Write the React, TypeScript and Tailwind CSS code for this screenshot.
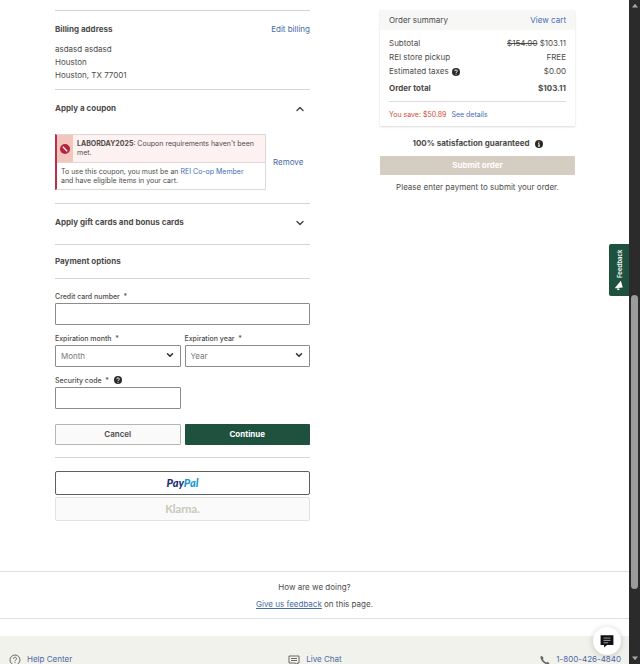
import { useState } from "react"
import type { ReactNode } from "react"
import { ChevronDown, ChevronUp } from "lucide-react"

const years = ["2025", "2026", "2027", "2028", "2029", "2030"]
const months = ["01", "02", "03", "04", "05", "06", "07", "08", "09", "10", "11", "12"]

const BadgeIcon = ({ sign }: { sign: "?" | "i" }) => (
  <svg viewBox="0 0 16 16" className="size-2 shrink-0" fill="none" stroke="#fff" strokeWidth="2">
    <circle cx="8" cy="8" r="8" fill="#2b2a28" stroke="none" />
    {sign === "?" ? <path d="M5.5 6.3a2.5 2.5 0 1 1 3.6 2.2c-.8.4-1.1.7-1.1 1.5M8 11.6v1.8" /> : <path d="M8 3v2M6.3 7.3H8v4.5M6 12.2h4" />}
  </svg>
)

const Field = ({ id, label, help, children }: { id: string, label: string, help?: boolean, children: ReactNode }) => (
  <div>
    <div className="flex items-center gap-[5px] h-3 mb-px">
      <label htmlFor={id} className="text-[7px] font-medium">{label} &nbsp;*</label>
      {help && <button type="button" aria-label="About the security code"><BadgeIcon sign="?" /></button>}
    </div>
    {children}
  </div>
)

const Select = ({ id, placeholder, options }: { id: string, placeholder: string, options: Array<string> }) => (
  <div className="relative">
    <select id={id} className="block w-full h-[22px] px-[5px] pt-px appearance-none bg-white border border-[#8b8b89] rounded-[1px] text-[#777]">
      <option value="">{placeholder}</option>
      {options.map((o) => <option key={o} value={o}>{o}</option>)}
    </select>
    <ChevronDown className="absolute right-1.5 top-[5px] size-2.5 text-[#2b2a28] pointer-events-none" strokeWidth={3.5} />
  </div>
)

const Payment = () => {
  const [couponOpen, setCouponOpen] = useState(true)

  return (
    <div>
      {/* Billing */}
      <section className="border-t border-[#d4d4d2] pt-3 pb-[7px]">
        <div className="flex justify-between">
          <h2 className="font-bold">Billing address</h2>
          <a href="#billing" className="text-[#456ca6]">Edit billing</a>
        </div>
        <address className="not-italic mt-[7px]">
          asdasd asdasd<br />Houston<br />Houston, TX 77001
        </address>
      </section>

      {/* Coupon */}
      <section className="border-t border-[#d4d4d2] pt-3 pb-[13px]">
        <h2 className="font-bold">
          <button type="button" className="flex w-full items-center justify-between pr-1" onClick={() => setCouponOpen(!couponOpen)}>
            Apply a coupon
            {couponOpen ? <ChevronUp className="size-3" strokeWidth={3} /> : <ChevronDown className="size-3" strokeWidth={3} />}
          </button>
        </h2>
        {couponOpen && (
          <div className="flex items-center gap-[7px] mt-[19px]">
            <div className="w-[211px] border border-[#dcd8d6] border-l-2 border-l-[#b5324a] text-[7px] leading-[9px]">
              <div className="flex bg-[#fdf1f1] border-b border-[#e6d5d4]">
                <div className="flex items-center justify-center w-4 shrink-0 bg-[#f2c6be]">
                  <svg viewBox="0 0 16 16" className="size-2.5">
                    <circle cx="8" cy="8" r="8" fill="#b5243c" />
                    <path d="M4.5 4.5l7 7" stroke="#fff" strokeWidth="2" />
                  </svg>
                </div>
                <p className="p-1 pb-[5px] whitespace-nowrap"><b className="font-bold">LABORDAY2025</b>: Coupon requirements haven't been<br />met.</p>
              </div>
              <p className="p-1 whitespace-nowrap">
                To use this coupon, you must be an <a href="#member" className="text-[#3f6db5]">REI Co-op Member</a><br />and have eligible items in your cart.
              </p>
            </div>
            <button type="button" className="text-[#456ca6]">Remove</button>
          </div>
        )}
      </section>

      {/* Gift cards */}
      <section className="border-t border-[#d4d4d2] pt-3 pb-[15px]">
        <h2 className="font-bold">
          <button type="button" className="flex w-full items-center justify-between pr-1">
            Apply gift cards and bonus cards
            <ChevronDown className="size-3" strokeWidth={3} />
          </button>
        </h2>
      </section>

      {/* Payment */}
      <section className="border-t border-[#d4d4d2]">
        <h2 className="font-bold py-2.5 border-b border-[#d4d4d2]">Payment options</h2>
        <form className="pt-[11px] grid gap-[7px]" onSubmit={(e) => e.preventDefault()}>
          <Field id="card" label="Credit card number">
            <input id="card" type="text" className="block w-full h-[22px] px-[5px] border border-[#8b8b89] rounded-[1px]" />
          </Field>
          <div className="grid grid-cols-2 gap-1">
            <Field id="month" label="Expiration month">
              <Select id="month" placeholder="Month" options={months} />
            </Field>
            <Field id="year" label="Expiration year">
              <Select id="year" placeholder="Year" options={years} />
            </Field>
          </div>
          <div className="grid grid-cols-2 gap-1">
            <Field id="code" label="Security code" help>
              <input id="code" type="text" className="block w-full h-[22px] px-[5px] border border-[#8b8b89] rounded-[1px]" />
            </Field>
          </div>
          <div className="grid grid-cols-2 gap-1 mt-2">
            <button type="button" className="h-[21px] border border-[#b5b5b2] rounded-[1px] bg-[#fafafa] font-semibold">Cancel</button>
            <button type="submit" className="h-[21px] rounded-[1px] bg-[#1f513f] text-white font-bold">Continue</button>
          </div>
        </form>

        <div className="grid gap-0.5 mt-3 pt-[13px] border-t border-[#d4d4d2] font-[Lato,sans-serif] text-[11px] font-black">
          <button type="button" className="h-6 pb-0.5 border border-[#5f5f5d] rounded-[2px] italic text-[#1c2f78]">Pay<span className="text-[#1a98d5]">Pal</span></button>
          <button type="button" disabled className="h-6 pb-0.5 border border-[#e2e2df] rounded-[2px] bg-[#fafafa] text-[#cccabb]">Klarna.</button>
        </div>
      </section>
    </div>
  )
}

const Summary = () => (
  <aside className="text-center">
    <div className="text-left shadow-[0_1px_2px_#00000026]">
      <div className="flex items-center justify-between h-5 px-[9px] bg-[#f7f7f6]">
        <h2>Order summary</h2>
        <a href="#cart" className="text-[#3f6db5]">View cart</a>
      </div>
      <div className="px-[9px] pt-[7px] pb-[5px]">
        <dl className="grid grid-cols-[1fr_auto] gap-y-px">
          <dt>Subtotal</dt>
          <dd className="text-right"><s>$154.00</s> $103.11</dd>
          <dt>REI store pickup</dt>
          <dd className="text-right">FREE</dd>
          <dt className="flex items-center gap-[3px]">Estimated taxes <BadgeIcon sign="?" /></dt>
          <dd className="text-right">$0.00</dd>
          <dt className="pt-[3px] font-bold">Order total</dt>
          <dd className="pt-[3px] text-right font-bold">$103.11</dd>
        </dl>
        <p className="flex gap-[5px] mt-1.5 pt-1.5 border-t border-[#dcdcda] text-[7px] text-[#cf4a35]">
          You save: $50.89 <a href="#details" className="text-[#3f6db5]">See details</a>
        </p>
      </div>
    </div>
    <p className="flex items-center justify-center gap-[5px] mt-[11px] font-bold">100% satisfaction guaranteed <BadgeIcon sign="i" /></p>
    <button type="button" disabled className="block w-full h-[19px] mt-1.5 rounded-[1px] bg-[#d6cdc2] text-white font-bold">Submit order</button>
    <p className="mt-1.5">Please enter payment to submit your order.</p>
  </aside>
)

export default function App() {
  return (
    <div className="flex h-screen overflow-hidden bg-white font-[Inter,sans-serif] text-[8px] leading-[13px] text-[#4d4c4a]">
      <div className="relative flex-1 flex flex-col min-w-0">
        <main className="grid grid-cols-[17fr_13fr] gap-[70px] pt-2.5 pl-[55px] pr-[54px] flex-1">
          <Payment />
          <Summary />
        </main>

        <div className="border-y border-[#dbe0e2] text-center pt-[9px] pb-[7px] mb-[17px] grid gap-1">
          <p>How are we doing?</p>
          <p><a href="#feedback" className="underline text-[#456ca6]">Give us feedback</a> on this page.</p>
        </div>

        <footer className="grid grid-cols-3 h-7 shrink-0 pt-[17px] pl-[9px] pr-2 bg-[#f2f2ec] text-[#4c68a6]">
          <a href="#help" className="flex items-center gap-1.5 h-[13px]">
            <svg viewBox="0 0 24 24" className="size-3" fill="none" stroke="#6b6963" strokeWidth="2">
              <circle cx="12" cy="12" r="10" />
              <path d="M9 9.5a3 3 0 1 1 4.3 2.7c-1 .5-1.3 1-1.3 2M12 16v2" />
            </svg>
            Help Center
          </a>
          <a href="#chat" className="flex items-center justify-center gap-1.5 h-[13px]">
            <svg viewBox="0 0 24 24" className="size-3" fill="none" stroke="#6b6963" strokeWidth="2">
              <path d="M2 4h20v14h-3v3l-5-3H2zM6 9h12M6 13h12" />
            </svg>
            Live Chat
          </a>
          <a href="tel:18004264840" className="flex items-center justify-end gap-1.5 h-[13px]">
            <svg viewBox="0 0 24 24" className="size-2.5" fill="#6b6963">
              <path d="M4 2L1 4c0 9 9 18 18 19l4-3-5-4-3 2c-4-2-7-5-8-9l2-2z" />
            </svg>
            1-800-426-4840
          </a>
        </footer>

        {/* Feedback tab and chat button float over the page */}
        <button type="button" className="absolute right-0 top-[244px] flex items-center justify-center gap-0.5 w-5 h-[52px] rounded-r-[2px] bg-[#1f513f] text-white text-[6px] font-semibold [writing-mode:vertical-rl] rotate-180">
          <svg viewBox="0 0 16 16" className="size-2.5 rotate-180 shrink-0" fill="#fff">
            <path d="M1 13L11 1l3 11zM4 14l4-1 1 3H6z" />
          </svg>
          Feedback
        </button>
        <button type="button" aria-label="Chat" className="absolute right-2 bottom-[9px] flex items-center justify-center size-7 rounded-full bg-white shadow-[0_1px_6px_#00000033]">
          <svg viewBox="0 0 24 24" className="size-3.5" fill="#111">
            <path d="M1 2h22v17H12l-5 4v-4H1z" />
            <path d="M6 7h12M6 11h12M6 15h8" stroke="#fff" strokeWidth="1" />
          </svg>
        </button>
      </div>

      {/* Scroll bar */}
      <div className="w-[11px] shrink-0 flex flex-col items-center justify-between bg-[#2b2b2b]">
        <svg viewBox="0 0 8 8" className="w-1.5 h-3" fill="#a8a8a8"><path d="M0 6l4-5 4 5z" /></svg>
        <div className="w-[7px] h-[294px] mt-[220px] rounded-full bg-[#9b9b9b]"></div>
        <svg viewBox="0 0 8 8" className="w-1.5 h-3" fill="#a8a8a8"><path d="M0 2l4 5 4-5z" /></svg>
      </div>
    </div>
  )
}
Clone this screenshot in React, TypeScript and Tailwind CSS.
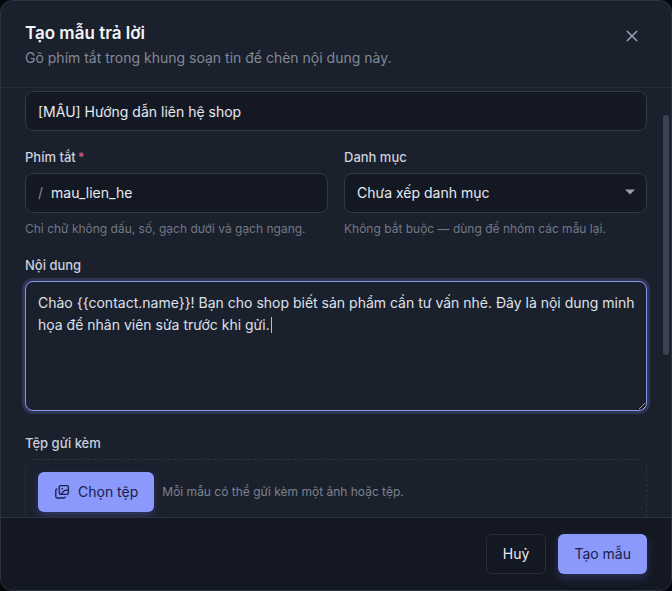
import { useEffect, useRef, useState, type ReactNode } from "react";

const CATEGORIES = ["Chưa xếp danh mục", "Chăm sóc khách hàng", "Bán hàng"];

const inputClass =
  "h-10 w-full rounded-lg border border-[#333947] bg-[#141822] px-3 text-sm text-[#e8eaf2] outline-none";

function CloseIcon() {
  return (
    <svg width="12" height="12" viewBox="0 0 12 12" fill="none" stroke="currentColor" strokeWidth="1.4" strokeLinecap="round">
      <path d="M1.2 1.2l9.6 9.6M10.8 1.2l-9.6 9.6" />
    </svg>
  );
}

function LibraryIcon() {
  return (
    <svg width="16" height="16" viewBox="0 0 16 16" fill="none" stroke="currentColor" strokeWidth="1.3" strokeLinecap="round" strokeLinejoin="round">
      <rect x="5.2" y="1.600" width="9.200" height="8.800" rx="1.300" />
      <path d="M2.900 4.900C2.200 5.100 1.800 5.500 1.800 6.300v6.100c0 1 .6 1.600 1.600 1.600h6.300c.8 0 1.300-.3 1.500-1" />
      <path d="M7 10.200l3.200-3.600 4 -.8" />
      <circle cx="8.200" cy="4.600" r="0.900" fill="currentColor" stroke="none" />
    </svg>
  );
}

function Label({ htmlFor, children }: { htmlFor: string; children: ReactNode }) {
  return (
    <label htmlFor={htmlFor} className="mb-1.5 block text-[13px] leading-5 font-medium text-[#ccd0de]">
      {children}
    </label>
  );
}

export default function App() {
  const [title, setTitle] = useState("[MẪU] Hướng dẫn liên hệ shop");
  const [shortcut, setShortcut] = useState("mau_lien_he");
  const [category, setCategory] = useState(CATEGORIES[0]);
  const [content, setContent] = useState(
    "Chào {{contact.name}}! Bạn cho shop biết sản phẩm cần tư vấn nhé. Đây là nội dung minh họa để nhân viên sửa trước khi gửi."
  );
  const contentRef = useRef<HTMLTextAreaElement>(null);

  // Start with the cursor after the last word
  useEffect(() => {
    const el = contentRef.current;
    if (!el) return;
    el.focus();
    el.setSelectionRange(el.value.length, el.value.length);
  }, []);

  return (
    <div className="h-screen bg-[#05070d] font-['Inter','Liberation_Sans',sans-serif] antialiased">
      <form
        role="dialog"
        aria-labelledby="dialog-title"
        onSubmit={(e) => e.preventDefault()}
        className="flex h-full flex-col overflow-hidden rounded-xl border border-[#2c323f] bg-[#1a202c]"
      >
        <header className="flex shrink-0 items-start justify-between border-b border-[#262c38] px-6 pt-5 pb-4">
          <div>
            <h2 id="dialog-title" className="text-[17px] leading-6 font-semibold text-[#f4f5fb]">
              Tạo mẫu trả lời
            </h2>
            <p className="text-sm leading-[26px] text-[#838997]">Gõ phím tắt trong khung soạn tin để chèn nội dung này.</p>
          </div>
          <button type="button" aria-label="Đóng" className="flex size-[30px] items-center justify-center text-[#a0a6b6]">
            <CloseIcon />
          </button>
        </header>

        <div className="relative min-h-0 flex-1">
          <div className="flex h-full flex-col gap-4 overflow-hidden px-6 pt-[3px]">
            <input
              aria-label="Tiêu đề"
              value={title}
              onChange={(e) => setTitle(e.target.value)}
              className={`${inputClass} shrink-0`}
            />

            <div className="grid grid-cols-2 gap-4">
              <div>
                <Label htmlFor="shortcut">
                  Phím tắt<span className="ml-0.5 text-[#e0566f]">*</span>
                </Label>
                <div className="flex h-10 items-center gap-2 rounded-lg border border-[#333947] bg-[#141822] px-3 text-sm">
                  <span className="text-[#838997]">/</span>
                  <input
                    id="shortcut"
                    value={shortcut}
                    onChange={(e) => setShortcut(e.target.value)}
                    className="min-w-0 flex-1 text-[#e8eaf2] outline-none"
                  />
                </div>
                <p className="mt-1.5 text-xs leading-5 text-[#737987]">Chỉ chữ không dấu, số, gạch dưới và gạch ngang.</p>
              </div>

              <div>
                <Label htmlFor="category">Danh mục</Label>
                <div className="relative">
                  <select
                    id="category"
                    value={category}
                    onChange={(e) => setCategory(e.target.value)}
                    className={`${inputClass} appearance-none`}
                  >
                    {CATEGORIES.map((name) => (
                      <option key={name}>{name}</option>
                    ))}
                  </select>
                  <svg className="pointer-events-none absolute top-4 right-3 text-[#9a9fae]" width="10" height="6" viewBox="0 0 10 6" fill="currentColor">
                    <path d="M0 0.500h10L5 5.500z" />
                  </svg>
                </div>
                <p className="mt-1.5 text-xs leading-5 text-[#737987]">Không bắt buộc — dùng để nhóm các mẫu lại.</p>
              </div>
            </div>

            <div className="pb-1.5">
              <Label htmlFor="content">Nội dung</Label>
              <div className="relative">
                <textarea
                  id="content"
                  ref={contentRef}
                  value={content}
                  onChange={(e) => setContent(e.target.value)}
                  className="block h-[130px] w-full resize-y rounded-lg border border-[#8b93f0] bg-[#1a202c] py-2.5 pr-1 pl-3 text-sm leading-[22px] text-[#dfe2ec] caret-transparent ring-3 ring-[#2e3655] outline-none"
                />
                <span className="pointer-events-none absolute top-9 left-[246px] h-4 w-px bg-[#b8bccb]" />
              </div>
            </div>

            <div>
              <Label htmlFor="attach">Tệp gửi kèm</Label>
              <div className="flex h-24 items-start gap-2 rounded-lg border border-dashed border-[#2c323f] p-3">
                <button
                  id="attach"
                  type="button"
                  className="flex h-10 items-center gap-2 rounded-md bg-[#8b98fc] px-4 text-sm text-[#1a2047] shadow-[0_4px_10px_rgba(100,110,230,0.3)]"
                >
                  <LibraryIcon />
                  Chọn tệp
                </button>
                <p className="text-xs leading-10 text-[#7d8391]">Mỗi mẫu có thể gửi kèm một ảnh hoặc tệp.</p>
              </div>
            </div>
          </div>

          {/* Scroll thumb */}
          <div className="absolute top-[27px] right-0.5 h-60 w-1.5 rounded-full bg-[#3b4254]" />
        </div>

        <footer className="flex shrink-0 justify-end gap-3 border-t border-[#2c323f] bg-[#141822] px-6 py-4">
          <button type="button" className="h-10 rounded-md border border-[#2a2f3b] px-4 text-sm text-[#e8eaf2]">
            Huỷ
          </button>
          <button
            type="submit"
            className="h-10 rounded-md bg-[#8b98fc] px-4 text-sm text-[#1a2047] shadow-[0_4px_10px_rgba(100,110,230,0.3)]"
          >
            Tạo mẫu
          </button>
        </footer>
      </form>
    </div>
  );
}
★ ★ ★
### What is required
Write out the lines from the one containing "Clone this screenshot" down to the one containing "w-full rounded-lg border", both included, exactly as they appear. Leave out any pictures.

### The reply
Clone this screenshot in React, TypeScript and Tailwind CSS.
import { useEffect, useRef, useState, type ReactNode } from "react";

const CATEGORIES = ["Chưa xếp danh mục", "Chăm sóc khách hàng", "Bán hàng"];

const inputClass =
  "h-10 w-full rounded-lg border border-[#333947] bg-[#141822] px-3 text-sm text-[#e8eaf2] outline-none";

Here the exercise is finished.